Your goal ▸ Scan the listing below. Report each line that includes "index".

Data section ▸
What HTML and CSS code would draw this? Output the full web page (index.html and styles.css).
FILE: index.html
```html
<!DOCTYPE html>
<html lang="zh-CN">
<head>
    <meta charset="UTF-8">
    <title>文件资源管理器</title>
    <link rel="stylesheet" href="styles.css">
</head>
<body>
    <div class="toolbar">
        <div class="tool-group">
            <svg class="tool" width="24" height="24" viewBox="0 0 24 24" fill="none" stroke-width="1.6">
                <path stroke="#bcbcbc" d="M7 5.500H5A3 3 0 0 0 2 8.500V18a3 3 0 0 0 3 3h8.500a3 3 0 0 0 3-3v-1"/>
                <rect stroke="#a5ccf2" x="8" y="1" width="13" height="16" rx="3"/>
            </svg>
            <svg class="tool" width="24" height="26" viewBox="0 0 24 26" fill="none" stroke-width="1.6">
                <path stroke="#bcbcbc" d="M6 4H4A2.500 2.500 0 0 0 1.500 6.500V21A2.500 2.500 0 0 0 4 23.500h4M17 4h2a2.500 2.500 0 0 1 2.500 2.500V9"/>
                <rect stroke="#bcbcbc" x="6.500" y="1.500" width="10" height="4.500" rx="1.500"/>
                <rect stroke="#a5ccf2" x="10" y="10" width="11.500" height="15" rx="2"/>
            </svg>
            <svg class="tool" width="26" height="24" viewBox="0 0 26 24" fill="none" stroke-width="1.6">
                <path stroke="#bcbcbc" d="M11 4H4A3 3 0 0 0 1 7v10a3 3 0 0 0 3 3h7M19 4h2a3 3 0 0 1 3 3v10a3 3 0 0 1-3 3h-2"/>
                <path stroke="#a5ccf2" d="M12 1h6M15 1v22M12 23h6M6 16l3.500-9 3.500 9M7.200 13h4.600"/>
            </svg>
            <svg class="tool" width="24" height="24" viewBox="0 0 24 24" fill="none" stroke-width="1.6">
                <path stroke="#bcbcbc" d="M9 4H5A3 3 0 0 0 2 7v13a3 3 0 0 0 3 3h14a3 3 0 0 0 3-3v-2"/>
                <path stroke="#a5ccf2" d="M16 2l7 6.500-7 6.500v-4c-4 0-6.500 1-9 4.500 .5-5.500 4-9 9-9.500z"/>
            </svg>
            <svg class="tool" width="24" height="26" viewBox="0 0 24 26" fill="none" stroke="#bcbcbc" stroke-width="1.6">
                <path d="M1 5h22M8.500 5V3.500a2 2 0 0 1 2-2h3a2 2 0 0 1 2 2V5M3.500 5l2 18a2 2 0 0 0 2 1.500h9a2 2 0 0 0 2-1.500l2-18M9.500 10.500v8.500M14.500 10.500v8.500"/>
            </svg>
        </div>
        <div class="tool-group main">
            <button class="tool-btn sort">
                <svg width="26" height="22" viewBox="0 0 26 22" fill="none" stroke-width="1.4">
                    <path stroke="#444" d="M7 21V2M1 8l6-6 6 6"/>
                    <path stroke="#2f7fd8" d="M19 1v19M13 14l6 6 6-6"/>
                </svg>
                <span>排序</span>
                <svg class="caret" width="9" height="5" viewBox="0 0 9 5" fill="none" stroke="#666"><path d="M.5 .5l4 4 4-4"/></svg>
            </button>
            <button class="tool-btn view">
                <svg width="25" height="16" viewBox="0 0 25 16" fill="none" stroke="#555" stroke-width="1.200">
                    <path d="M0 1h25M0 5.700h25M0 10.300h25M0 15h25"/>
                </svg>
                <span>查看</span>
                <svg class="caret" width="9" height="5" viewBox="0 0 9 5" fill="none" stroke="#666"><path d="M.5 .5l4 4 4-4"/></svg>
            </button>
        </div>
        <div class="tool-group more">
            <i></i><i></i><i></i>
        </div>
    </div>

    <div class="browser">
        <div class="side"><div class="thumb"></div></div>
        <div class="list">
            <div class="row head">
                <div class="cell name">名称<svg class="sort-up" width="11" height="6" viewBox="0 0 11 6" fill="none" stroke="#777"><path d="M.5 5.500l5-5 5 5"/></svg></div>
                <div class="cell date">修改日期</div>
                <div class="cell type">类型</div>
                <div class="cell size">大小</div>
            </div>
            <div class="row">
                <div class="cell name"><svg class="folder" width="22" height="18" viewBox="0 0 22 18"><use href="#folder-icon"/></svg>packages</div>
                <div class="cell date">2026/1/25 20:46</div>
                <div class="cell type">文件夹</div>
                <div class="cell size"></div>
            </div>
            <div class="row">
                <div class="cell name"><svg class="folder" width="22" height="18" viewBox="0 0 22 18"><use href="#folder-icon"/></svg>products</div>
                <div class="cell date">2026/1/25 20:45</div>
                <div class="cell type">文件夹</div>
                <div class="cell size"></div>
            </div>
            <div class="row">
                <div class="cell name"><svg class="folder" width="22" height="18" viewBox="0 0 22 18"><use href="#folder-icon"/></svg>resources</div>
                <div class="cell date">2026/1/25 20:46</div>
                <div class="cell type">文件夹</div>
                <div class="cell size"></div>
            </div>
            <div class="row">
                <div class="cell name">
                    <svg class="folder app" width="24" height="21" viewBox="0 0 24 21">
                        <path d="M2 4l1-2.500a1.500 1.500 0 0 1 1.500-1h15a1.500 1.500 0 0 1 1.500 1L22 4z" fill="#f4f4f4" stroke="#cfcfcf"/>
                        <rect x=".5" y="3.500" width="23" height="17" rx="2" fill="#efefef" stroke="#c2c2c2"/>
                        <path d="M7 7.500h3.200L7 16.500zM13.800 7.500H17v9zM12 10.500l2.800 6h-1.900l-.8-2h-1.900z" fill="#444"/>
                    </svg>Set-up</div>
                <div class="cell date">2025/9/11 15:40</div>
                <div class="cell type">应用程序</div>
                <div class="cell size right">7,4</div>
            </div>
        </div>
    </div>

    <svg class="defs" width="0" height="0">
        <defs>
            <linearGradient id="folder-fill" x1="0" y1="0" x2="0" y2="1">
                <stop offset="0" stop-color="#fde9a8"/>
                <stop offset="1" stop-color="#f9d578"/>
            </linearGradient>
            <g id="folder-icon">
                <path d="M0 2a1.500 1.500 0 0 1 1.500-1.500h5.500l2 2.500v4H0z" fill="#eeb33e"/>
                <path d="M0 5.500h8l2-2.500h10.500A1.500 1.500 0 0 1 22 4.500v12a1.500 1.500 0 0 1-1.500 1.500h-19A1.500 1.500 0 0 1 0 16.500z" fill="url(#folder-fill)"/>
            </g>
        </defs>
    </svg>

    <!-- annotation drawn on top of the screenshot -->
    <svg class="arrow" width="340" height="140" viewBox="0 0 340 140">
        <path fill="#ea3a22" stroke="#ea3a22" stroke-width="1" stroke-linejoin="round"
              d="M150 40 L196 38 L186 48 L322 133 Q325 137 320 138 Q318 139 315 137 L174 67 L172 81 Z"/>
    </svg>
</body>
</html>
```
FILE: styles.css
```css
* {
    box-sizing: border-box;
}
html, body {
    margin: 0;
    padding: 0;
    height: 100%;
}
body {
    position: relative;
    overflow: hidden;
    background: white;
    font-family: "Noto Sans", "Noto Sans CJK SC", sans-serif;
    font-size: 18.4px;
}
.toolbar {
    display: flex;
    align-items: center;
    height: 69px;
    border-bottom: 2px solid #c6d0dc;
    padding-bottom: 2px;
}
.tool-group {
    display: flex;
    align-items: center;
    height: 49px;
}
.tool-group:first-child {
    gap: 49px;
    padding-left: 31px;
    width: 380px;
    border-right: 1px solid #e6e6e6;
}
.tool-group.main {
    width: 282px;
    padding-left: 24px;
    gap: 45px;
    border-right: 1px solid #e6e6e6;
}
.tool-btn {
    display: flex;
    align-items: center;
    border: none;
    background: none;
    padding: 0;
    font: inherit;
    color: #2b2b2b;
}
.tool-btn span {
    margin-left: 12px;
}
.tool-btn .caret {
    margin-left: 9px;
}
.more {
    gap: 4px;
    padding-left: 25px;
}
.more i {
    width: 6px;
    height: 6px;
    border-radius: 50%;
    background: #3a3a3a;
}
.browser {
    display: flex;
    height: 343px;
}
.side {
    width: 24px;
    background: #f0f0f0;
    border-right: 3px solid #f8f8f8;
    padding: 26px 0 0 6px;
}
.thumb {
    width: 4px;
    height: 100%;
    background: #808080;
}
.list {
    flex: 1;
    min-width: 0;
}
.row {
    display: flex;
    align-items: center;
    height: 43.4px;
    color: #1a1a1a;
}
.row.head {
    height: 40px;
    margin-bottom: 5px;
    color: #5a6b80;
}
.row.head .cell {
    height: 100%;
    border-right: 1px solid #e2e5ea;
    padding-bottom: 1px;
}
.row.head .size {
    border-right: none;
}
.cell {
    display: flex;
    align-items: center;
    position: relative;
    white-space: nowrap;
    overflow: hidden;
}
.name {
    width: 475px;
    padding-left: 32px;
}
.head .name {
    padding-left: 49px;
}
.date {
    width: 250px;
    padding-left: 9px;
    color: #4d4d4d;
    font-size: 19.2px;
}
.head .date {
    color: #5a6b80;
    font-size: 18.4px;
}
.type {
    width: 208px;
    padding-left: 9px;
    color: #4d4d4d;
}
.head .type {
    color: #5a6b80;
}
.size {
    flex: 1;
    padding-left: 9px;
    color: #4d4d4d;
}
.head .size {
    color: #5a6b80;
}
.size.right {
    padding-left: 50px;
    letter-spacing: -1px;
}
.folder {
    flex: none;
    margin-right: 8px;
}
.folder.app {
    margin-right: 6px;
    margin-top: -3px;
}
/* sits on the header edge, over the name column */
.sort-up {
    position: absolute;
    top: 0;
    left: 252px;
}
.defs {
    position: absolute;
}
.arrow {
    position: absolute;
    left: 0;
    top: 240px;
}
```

Output below ▸
What HTML and CSS code would draw this? Output the full web page (index.html and styles.css).
FILE: index.html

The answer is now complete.